- **Description of the task**: Can you find the lines of the listing that include "components" and copy every one?

***** Data segment *****

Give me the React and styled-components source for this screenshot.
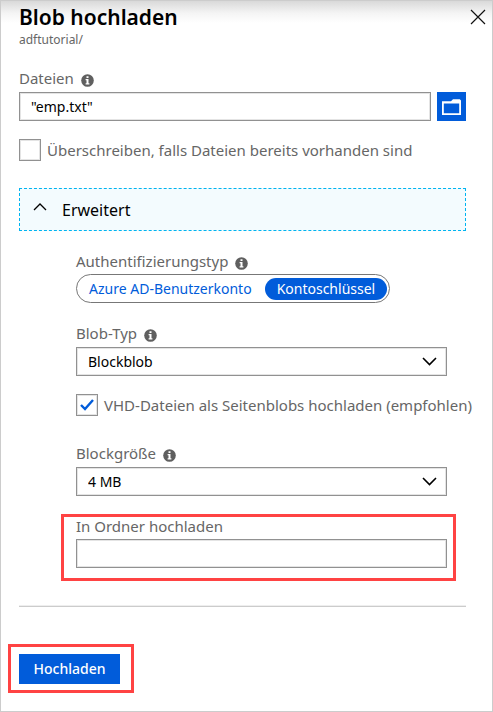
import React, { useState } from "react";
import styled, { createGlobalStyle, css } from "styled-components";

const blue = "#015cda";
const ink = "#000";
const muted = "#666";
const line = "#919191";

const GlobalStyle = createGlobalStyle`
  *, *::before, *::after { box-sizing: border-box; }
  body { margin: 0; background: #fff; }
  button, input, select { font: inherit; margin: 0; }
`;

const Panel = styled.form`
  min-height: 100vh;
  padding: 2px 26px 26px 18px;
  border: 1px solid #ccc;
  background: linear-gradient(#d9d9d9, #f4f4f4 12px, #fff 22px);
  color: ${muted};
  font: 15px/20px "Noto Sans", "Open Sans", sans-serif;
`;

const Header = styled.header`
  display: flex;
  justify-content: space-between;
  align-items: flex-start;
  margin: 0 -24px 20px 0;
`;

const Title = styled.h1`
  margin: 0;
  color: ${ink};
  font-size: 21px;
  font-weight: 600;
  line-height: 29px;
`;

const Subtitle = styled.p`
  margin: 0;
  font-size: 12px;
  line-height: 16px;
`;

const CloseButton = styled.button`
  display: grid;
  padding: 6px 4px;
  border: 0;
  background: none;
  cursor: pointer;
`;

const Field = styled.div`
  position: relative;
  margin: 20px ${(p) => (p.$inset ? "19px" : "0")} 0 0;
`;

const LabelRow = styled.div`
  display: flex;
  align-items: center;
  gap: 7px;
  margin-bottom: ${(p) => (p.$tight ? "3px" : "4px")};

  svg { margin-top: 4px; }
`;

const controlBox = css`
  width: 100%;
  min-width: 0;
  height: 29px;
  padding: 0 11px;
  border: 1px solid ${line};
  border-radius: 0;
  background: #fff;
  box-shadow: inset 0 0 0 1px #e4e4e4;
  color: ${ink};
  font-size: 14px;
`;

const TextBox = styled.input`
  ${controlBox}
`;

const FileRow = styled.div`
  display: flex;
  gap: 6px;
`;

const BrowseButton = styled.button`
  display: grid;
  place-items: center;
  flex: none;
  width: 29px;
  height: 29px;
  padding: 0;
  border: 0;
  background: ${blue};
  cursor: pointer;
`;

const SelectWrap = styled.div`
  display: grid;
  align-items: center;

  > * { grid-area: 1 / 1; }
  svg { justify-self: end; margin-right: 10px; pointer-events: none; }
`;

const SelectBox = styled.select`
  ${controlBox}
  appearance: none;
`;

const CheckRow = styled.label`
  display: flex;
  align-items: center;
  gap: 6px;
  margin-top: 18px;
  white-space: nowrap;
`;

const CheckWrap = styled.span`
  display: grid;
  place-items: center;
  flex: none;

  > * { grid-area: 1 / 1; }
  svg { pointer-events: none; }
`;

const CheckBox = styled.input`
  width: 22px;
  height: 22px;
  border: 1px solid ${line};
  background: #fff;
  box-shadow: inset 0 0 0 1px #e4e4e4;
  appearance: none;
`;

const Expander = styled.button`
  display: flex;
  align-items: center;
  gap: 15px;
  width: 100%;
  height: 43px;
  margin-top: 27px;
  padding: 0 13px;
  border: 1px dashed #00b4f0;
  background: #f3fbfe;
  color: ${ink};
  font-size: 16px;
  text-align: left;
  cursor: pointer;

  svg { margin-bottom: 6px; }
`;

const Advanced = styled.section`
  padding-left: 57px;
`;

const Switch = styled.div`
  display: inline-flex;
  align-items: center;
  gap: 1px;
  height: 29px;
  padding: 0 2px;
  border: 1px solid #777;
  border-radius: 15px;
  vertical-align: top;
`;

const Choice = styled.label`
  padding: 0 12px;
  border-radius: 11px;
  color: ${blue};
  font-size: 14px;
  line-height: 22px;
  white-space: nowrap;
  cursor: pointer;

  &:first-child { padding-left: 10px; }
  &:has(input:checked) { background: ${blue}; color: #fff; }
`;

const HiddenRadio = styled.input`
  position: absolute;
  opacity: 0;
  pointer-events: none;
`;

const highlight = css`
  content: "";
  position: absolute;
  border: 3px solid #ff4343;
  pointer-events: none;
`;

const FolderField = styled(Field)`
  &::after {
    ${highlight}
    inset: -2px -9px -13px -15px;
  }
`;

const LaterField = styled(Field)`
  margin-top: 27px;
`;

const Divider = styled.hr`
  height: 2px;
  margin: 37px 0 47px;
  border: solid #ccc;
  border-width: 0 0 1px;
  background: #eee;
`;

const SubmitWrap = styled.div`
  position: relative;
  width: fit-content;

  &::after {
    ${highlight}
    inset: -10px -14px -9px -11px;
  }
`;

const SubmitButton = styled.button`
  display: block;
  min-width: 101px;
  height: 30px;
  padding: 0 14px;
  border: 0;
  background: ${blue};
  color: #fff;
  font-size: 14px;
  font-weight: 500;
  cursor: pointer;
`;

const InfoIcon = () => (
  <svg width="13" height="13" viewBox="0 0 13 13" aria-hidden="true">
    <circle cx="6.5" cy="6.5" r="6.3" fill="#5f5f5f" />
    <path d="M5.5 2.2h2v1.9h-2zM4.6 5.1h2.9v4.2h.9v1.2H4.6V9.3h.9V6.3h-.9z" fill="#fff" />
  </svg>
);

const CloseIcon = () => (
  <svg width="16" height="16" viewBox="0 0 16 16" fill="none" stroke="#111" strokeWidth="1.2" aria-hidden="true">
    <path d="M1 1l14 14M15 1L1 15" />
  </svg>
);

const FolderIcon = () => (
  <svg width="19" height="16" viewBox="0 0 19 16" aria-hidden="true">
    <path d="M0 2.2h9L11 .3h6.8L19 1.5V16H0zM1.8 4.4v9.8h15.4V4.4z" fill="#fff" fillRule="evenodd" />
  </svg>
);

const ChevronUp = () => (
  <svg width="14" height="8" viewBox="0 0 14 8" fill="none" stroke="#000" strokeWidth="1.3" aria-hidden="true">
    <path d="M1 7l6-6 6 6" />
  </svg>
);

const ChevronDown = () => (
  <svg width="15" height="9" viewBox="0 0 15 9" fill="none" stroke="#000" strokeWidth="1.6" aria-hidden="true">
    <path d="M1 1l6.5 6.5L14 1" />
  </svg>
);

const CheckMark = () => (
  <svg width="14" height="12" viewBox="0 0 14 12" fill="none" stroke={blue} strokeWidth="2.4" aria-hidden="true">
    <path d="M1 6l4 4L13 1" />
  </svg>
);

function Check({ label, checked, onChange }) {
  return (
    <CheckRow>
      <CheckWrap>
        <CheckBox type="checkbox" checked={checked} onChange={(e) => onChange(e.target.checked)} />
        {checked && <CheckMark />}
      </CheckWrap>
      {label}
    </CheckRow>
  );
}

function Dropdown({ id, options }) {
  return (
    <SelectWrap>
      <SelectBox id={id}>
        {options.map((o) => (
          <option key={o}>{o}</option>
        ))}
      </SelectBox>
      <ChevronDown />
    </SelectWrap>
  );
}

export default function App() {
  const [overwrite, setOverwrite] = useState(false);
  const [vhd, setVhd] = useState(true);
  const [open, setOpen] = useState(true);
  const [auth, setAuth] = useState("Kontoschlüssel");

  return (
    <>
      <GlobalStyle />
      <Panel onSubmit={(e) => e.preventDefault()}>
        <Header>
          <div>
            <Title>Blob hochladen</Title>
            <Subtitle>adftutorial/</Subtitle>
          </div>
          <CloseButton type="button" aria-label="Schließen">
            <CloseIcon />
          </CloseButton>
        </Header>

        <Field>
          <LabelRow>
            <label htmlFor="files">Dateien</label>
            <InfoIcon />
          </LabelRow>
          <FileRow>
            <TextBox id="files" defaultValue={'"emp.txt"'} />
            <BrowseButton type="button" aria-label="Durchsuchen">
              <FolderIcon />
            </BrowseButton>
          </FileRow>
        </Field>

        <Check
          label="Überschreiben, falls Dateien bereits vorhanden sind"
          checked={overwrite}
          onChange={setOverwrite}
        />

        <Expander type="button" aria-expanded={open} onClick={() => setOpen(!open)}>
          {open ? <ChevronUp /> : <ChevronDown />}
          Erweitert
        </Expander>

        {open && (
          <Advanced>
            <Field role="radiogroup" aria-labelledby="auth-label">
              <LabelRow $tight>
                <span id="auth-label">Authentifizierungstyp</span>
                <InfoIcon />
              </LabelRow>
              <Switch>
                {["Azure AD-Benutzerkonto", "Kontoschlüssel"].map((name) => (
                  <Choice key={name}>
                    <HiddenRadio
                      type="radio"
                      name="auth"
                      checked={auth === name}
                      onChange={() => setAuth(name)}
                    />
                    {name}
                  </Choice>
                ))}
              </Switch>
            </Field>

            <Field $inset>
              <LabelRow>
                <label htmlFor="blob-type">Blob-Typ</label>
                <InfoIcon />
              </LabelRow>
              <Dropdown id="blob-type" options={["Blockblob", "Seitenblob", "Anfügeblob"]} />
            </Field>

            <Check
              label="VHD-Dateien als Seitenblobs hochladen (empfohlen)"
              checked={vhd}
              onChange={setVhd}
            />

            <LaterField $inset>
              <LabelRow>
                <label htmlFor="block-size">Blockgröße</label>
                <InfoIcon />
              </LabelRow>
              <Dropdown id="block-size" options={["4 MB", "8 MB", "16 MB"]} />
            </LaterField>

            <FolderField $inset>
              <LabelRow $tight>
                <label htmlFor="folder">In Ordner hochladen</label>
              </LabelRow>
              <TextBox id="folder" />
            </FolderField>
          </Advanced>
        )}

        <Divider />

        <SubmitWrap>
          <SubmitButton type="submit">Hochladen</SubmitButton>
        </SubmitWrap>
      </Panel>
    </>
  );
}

*****

- **Output for this task**:
Give me the React and styled-components source for this screenshot.
import styled, { createGlobalStyle, css } from "styled-components";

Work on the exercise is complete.